Evidence to support specific treatment recommendations for ACO as a single disease is limited. Most experts support the initiation of ICS therapy early in the disease course of patients who fit the definition of ACO, as this is an important part of asthma control.2,5,8 If a patient with an established diagnosis and treatment regimen for COPD demonstrates features of asthma such as bronchodilator reversibility or eosinophilic inflammation (blood or sputum), the addition of an ICS is supported by expert consensus, although data only supports the use of ICS in those with evidence of eosinophilic inflammation.8,33  Evidence is emerging to support the use of mepolizumab and dupilumad in those with persistent exacerbations despite ICS use and persistently high blood eosinophil counts.31,32

Overall care of the patient with ACO: the treatable traits approach

Asthma and COPD are both heterogenous conditions with multiple contributing pathophysiological processes. The classification of patients who display features of both conditions under the umbrella of ACO only risks compounding the complexity of their condition without providing any meaningful value to the individual patient. In 2016, a consortium of physicians proposed that, rather than relying on disease labels for asthma and COPD, they should be viewed as ‘a continuum of different diseases that may share biological mechanisms (i.e. endotypes), and present similar clinical, functional, imaging and/or biological features that can be observed (i.e. phenotypes) which require individualised treatment’.6 In this treatable traits approach, the focus is on identifying disease traits or clinical phenotypes with treatments that specifically target them. Such clinical phenotypes then are not limited to just asthma or COPD. The Table lists some of the traits or phenotypes that may manifest in a patient with asthma, COPD or ACO, and associated management strategies to consider for each.

Adopting a treatable traits approach to the management of the patients in the three case studies (Box 1) is outlined in Box 2. Such an approach emphasises a shift from intensifying treatment targeted towards disease labels, to targeting the treatments to the clinical phenotypes present in the individual patient.


Asthma-COPD overlap describes an important cohort of patients who demonstrate features typically associated with both asthma and COPD. This description is useful on a population level to highlight the complexity of chronic airways disease and the heterogeneity of the individual diagnoses of asthma and COPD. However, ACO is clearly not a disease entity in its own right and attempts to fit a label to patients who demonstrate symptoms of both asthma and COPD, and illustrates the limitations with the current approach to chronic airways disease.

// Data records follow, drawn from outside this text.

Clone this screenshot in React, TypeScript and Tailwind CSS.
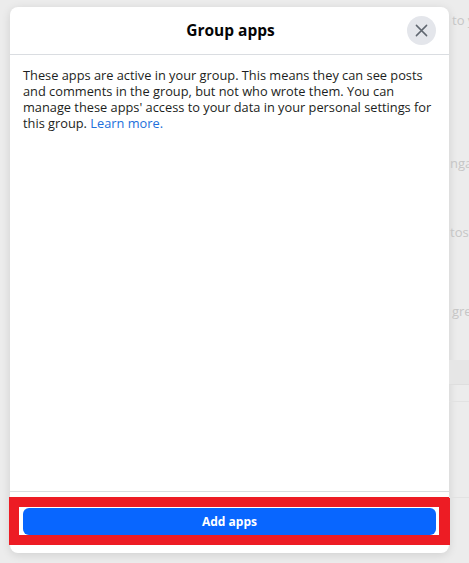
import React from "react";

const font = { fontFamily: '"Open Sans", "Noto Sans", Arial, sans-serif' };

export default function App() {
  return (
    <div
      className="flex h-[563px] w-[469px] items-start overflow-hidden bg-[#ececec]"
      style={font}
    >
      <div className="ml-[10px] mt-[7px] flex h-[546px] w-[439px] shrink-0 flex-col rounded-lg bg-white shadow-[0_2px_10px_rgba(0,0,0,0.12)]">
        <div className="grid h-[48px] shrink-0 grid-cols-[1fr_auto_1fr] items-center border-b border-[#dadde1]">
          <div />
          <div className="pl-[2px] text-[15.5px] font-bold text-[#050505]">Group apps</div>
          <div className="flex justify-end pr-[13px]">
            <button className="flex h-[29px] w-[29px] items-center justify-center rounded-full bg-[#e4e6eb]">
              <svg width="13" height="13" viewBox="0 0 14 14" fill="none">
                <path d="M1.5 1.5L12.5 12.5M12.5 1.5L1.5 12.5" stroke="#606770" strokeWidth="1.6" strokeLinecap="round" />
              </svg>
            </button>
          </div>
        </div>
        <div className="flex-1 px-[13px] pt-[12px]">
          <p className="text-[12.8px] leading-[16px] text-[#1c1e21]">
            These apps are active in your group. This means they can see posts and comments in the group, but not who wrote them. You can manage these apps' access to your data in your personal settings for this group.{" "}
            <span className="text-[#216fdb]">Learn more.</span>
          </p>
        </div>
        <div className="shrink-0 border-t border-[#dadde1] pb-[8px] pt-[5px]">
          <div className="-ml-[1px] h-[48px] w-[441px] border-[10px] border-r-[11px] border-[#ed1c24] bg-white pb-0 pl-[4px] pr-[3px] pt-[1px]">
            <button className="flex h-[27px] w-full items-center justify-center rounded-[6px] bg-[#0866ff] pt-[1px] text-[12px] font-bold text-white">
              Add apps
            </button>
          </div>
        </div>
      </div>
      <div className="flex h-full min-w-0 flex-1 flex-col overflow-hidden whitespace-nowrap pl-[3px] text-[13px] leading-[16px] text-[#c6c6c6]">
        <div className="mt-[12px]">to your</div>
        <div className="-ml-[2px] mt-[127px]">nga</div>
        <div className="-ml-[2px] mt-[53px]">tos a</div>
        <div className="mt-[63px]">gre</div>
        <div className="-ml-[3px] mt-[41px] h-[25px] border-b border-[#dedede] bg-[#e6e6e6]" />
        <div className="-ml-[3px] mt-[16px] border-b border-[#e2e2e2]" />
        <div className="-ml-[3px] mt-[95px] border-b border-[#e2e2e2]" />
      </div>
    </div>
  );
}
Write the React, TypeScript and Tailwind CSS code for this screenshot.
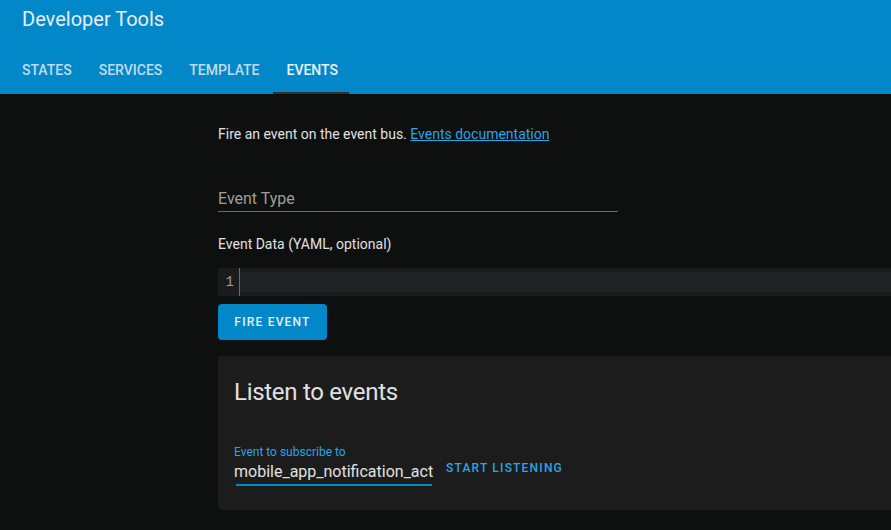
import React from "react";

export default function App() {
  const tabs = ["STATES", "SERVICES", "TEMPLATE", "EVENTS"];
  return (
    <div className="w-[891px] h-[530px] overflow-hidden bg-[#0e0f0f] font-['Roboto',sans-serif] text-[#e1e1e1]">
      <header className="h-[94px] bg-[#0288c8] flex flex-col justify-between">
        <div className="pl-[22px] pt-[7px] text-[20px] leading-6 text-[#e8eef2]">Developer Tools</div>
        <nav className="flex pl-[8px]">
          {tabs.map((t) => {
            const active = t === "EVENTS";
            return (
              <div
                key={t}
                className={
                  "h-[48px] pl-[14px] flex items-center border-y-2 border-transparent text-[14px] leading-5 font-medium " +
                  (active ? "pr-[11px] border-b-[#2f3133] text-[#eef3f6]" : "pr-[13px] text-[#c3dbe8]")
                }
              >
                {t}
              </div>
            );
          })}
        </nav>
      </header>

      <main className="pl-[218px] pt-[30px]">
        <div className="w-[720px] flex flex-col">
          <p className="text-[14px] leading-5 text-[#e1e1e1]">
            Fire an event on the event bus.{" "}
            <span className="text-[#27a6e8] underline">Events documentation</span>
          </p>

          <div className="mt-[43px] w-[400px] border-b border-[#6e6b68] text-[16px] leading-6 text-[#a19e9a]">
            Event Type
          </div>

          <div className="mt-[22px] text-[14px] leading-5 text-[#e1e1e1]">Event Data (YAML, optional)</div>

          <div className="mt-[14px] h-[28px] flex bg-[#1a1b1c]">
            <div className="w-[22px] border-r border-[#6e6b68] flex justify-end pr-[5px] pt-[4px] font-['Liberation_Mono',monospace] text-[14px] leading-5 text-[#a19e9a]">
              1
            </div>
            <div className="flex-1 pt-[4px]">
              <div className="h-[20px] bg-[#212224]" />
            </div>
          </div>

          <div className="mt-[8px]">
            <button className="h-[36px] w-[109px] rounded-[4px] bg-[#0288c8] text-[12px] leading-4 font-medium tracking-[1.2px] text-[#e8eef2]">
              FIRE EVENT
            </button>
          </div>

          <section className="mt-[16px] rounded-[4px] bg-[#1c1c1c] px-[16px] pt-[20px] pb-[24px]">
            <h2 className="text-[24px] leading-8 tracking-[-0.012em] text-[#e1e1e1]">Listen to events</h2>
            <div className="mt-[36px] flex items-end">
              <div className="w-[200px]">
                <div className="text-[12px] leading-4 text-[#27a6e8]">Event to subscribe to</div>
                <div className="text-[16px] leading-6 text-[#e1e1e1] whitespace-nowrap overflow-hidden">
                  mobile_app_notification_act
                </div>
                <div className="h-[2px] mx-[2px] bg-[#0288c8]" />
              </div>
              <button className="ml-[4px] h-[36px] px-[8px] text-[12px] leading-4 font-medium tracking-[1.2px] text-[#27a6e8]">
                START LISTENING
              </button>
            </div>
          </section>
        </div>
      </main>
    </div>
  );
}
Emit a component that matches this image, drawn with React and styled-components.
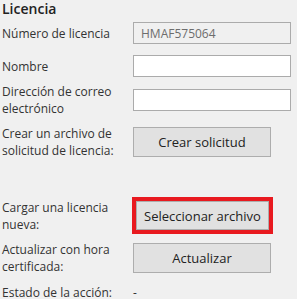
import React from "react";
import styled, { createGlobalStyle } from "styled-components";

const GlobalStyle = createGlobalStyle`
    html, body {
        margin: 0;
        padding: 0;
        background: #f0f0f0;
    }
    body {
        font-family: "Open Sans", "Noto Sans", "Liberation Sans", sans-serif;
        font-size: 12px;
        color: #333;
    }
`;

const Panel = styled.div`
    width: 297px;
    height: 299px;
    overflow: hidden;
    padding: 0 6px 0 2px;
    box-sizing: border-box;
`;

const Title = styled.h2`
    margin: 0;
    font-size: 14px;
    font-weight: 600;
    line-height: 18px;
    color: #222;
    height: 20px;
`;

const Row = styled.div`
    display: flex;
    align-items: center;
    height: ${props => props.h || 22}px;
    margin-top: ${props => props.top || 0}px;
`;

const Label = styled.div`
    width: 131px;
    flex: none;
    line-height: 17px;
    color: #333;
`;

const TextInput = styled.input`
    box-sizing: border-box;
    width: 158px;
    height: 22px;
    border: 1px solid #ababab;
    background: ${props => props.disabled ? "#f0f0f0" : "#fff"};
    color: #6d6d6d;
    font-family: inherit;
    font-size: 12px;
    padding: 0 7px;
    margin: 0;
    outline: none;
`;

const Button = styled.button`
    box-sizing: border-box;
    width: 138px;
    height: 30px;
    border: 1px solid #adadad;
    background: #e1e1e1;
    color: #222;
    font-family: inherit;
    font-size: 13px;
    padding: 0;
    margin: 0;
`;

const Highlight = styled.div`
    border: 4px solid #e8191f;
    display: flex;
    margin-left: -1px;
    & > button {
        width: 133px;
        height: 29px;
    }
`;

export default function App() {
    return (
        <>
            <GlobalStyle />
            <Panel>
                <Title>Licencia</Title>
                <Row top={2}>
                    <Label>Número de licencia</Label>
                    <TextInput disabled value="HMAF575064" readOnly />
                </Row>
                <Row top={11}>
                    <Label>Nombre</Label>
                    <TextInput />
                </Row>
                <Row top={6} h={34}>
                    <Label>Dirección de correo electrónico</Label>
                    <TextInput />
                </Row>
                <Row top={8} h={34}>
                    <Label>Crear un archivo de solicitud de licencia:</Label>
                    <Button>Crear solicitud</Button>
                </Row>
                <Row top={38} h={37}>
                    <Label>Cargar una licencia nueva:</Label>
                    <Highlight>
                        <Button>Seleccionar archivo</Button>
                    </Highlight>
                </Row>
                <Row top={7} h={34}>
                    <Label>Actualizar con hora certificada:</Label>
                    <Button>Actualizar</Button>
                </Row>
                <Row top={9} h={17}>
                    <Label>Estado de la acción:</Label>
                    <span>-</span>
                </Row>
            </Panel>
        </>
    );
}
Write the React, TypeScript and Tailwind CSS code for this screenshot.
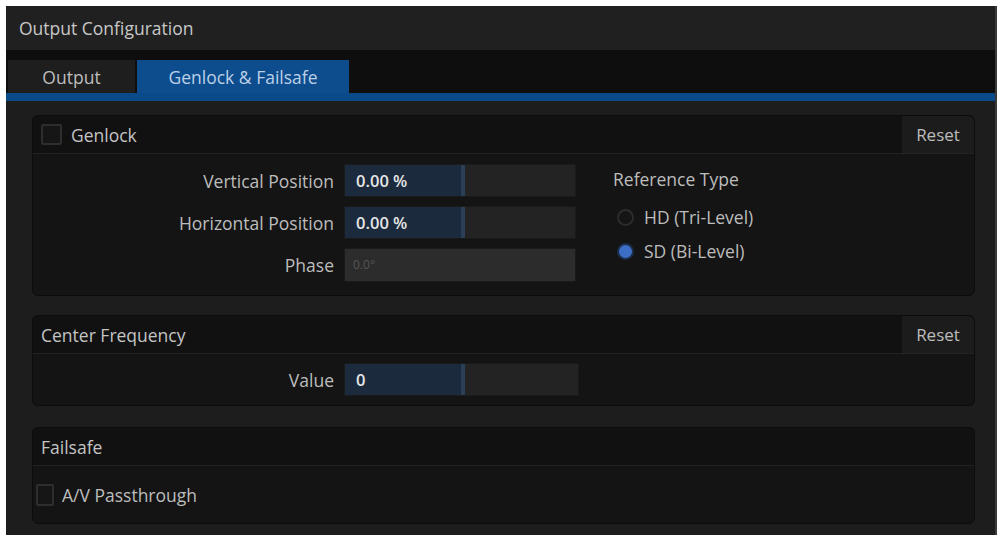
import React from "react";

const font = { fontFamily: '"Open Sans", "Noto Sans", sans-serif' };

function Slider({ value, w = "w-[232px]", fill = "w-[120px]" }: { value: string; w?: string; fill?: string }) {
  return (
    <div className={`${w} h-[33px] bg-[#232323] flex border border-[#1a1a1a]`}>
      <div className={`${fill} h-full bg-[#1b2a3d] border-r-[4px] border-[#2b3f57] flex items-center pl-[11px] text-[16.5px] leading-[20px] font-semibold text-[#e6e6e6]`}>
        {value}
      </div>
    </div>
  );
}

function Checkbox({ size = "w-[21px] h-[21px]" }: { size?: string }) {
  return <div className={`${size} border-[2px] border-[#2e2e2e] bg-[#161616] rounded-[2px]`} />;
}

function Header({ children, reset }: { children: React.ReactNode; reset?: boolean }) {
  return (
    <div className="h-[38px] flex items-stretch bg-[#111111] border-b border-[#222] rounded-t-[6px]">
      <div className="flex-1 flex items-center pl-[8px] gap-[9px] text-[17.5px] leading-[20px] text-[#c4c4c4]">{children}</div>
      {reset && (
        <div className="w-[72px] bg-[#1c1c1c] flex items-center justify-center text-[17px] leading-[20px] text-[#bdbdbd] rounded-tr-[6px]">
          Reset
        </div>
      )}
    </div>
  );
}

const label = "w-[301px] text-right text-[17.5px] leading-[20px] text-[#bdbdbd]";

export default function App() {
  return (
    <div className="w-[1001px] h-[537px] bg-white pt-[6px] pl-[6px] pr-[4px] pb-[2px]" style={font}>
      <div className="h-full flex flex-col bg-[#1d1d1d] border-r-[2px] border-[#3a3a3a]">
        <div className="h-[44px] bg-[#202020] flex items-center pl-[13px] text-[17.5px] leading-[20px] text-[#c8c8c8]">
          Output Configuration
        </div>
        <div className="h-[43px] bg-[#0e0e0e] flex items-end pl-[2px] gap-[2px]">
          <div className="w-[127px] h-[33px] bg-[#1e1e1e] flex items-center justify-center text-[17.5px] leading-[20px] text-[#bdbdbd]">
            Output
          </div>
          <div className="w-[212px] h-[33px] bg-[#0d4d8e] flex items-center justify-center text-[17.5px] leading-[20px] text-[#bcd0e6]">
            Genlock &amp; Failsafe
          </div>
        </div>
        <div className="h-[8px] bg-[#0b4a88]" />
        <div className="flex-1 flex flex-col pl-[26px] pr-[20px] pt-[14px]">
          {/* Genlock */}
          <div className="h-[181px] flex flex-col bg-[#141414] rounded-[6px] border border-[#0c0c0c]">
            <Header reset>
              <Checkbox />
              <span>Genlock</span>
            </Header>
            <div className="flex-1 flex pt-[10px]">
              <div className="flex flex-col gap-[9px]">
                {[
                  ["Vertical Position", "0.00 %"],
                  ["Horizontal Position", "0.00 %"],
                ].map(([l, v]) => (
                  <div key={l} className="flex items-center gap-[10px]">
                    <div className={label}>{l}</div>
                    <Slider value={v} />
                  </div>
                ))}
                <div className="flex items-center gap-[10px]">
                  <div className={label}>Phase</div>
                  <div className="w-[232px] h-[34px] bg-[#2c2c2c] border border-[#1a1a1a] flex items-center pl-[8px] text-[12px] text-[#555]">
                    0.0°
                  </div>
                </div>
              </div>
              <div className="ml-[37px] flex flex-col pt-[5px]">
                <div className="text-[17.5px] leading-[20px] text-[#bdbdbd]">Reference Type</div>
                <div className="mt-[18px] pl-[4px] flex items-center gap-[10px] text-[17.5px] leading-[20px] text-[#bdbdbd]">
                  <div className="w-[17px] h-[17px] rounded-full border-[2px] border-[#2c2c2c] bg-[#151515]" />
                  HD (Tri-Level)
                </div>
                <div className="mt-[14px] pl-[4px] flex items-center gap-[10px] text-[17.5px] leading-[20px] text-[#bdbdbd]">
                  <div className="w-[17px] h-[17px] rounded-full border-[2px] border-[#1c2d4a] bg-[#3b6ec4]" />
                  SD (Bi-Level)
                </div>
              </div>
            </div>
          </div>
          {/* Center Frequency */}
          <div className="mt-[19px] h-[91px] flex flex-col bg-[#141414] rounded-[6px] border border-[#0c0c0c]">
            <Header reset>
              <span>Center Frequency</span>
            </Header>
            <div className="flex-1 flex items-center">
              <div className="flex items-center gap-[10px]">
                <div className={label}>Value</div>
                <Slider value="0" w="w-[235px]" fill="w-[120px]" />
              </div>
            </div>
          </div>
          {/* Failsafe */}
          <div className="mt-[21px] h-[97px] flex flex-col bg-[#141414] rounded-[6px] border border-[#0c0c0c]">
            <Header>
              <span>Failsafe</span>
            </Header>
            <div className="flex-1 flex items-center pl-[3px] gap-[8px] text-[17.5px] leading-[20px] text-[#bdbdbd]">
              <Checkbox size="w-[18px] h-[22px]" />
              <span>A/V Passthrough</span>
            </div>
          </div>
        </div>
      </div>
    </div>
  );
}
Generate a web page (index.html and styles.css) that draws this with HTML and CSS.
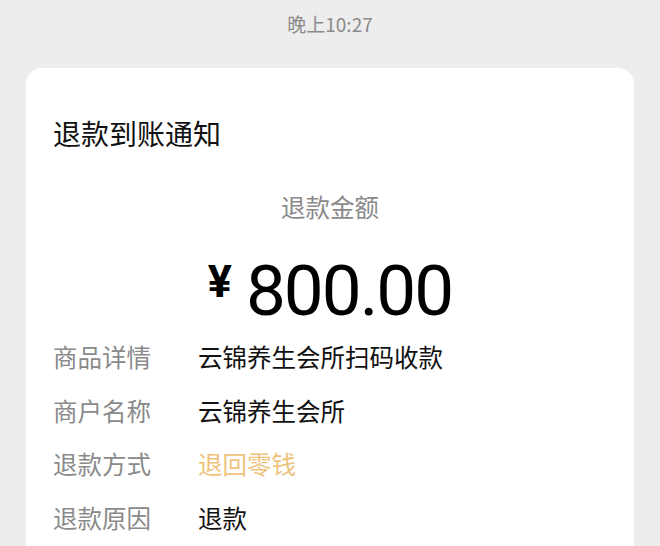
FILE: index.html
```html
<!DOCTYPE html>
<html lang="zh">
<head>
<meta charset="utf-8">
<link rel="stylesheet" href="styles.css">
</head>
<body>
<div class="time">晚上10:27</div>
<div class="card">
  <div class="title">退款到账通知</div>
  <div class="amount-label">退款金额</div>
  <div class="amount"><span class="yen">¥</span><span class="num">800.00</span></div>
  <div class="rows">
    <div class="row"><span class="label">商品详情</span><span class="value">云锦养生会所扫码收款</span></div>
    <div class="row"><span class="label">商户名称</span><span class="value">云锦养生会所</span></div>
    <div class="row"><span class="label">退款方式</span><span class="value gold">退回零钱</span></div>
    <div class="row"><span class="label">退款原因</span><span class="value">退款</span></div>
  </div>
</div>
</body>
</html>
```
FILE: styles.css
```css
html, body {
  margin: 0;
  padding: 0;
  background: #ededed;
  font-family: "Noto Sans CJK SC", "Noto Sans", Roboto, sans-serif;
  overflow: hidden;
}
.time {
  height: 48px;
  line-height: 48px;
  text-align: center;
  font-size: 19px;
  color: #8a8a8a;
}
.card {
  margin: 20px 26px 0;
  background: #fff;
  border-radius: 16px;
  padding: 46px 27px 40px;
  min-height: 600px;
}
.title {
  font-size: 28px;
  line-height: 38px;
  color: #111;
}
.amount-label {
  margin-top: 38px;
  text-align: center;
  font-size: 24.5px;
  line-height: 34px;
  color: #8a8a8a;
}
.amount {
  margin-top: 18px;
  text-align: center;
  color: #000;
  line-height: 80px;
  height: 80px;
}
.yen {
  font-family: Roboto, "Noto Sans", sans-serif;
  font-weight: 700;
  font-size: 45px;
  margin-right: 14px;
  vertical-align: 18px;
}
.num {
  font-family: Roboto, "Noto Sans", sans-serif;
  font-size: 71px;
  letter-spacing: -2px;
}
.rows {
  margin-top: 8px;
  display: flex;
  flex-direction: column;
}
.row {
  display: flex;
  height: 53.5px;
  align-items: center;
  font-size: 24.5px;
}
.label {
  width: 145px;
  color: #8a8a8a;
}
.value {
  color: #111;
}
.gold {
  color: #efc27b;
}
```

As we develop a greater understanding of the mechanisms underlying both asthma and COPD, a focus on treating identifiable clinical traits may offer a more targeted approach to therapies to improve symptoms and disease outcomes with fewer side effects. The management of the individual patient who fits the description of ACO should focus on the traits of chronic airways disease that the patient manifests rather than the disease label. RMT

COMPETING INTERESTS: Dr Cook reports personal fees from GSK, outside the submitted work. Professor Simpson and Professor Wark: None.